Can you tell us about one piece in the Collection?

We have a large slipware (earthenware) charger decorated with a swan and her signets. It is intending to be a 17th century piece of pottery by a documented and collected English potter named Thomas Toft. Toft was known to sign his wares "Thomas Toft" on the rims of his chargers. British and American collections are full of these early modern naïve and vernacular objects. Late 17th and early 18th century English slipware is collectible because it is a representative example of early modern ceramic production in Britain. For decades Americans particularly supported and increased the market, such was their enthusiasm in the 1970s and 1980s. Valuations and prices were high—in the region of tens of thousands of pounds and even up to £100,000. The effect of fakes on the market, across a number of decades, obviously has had an impact. Nonetheless, a "fresh" piece of Thomas Toft slipware, with good provenance and the right markers, of course is still of enormous interest to the art world. At one point a faker would have considered it lucrative to deceive—not so much today, which is why it is so useful to have an example in the Collection.

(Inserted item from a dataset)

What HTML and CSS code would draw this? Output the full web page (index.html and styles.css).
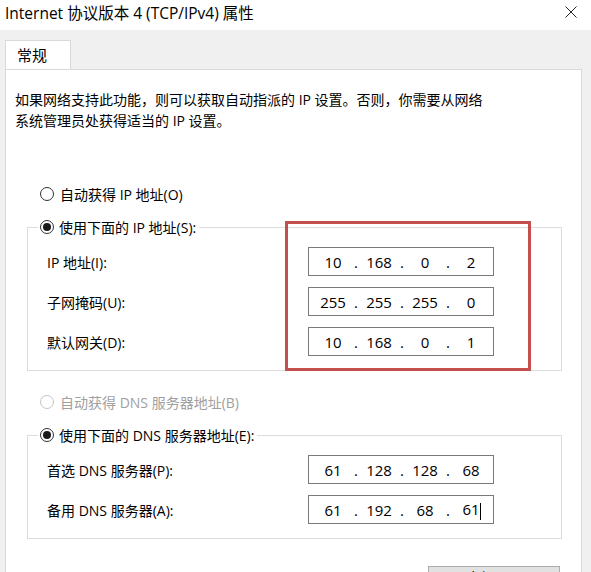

How do we know it's a fake?

The art world assumes that fakers and forgers deceive solely for financial gain; however, there are other reasons too. If you are a confident and convincing fraudster who manages to deceive, how are people to know of your craft? They won’t, because they’ve been deceived. Sometimes the desire for celebrity is stronger than remaining safe and incognito. And loose talk carries the risk of getting caught. Regardless of whether we are considering fakes, forgeries, reproductions, or the "misunderstood," the reward of scholarship and collecting is building the pieces of the puzzle together, perhaps looking for a little hieroglyph or anomaly, and then either confirming authenticity or creating a new one.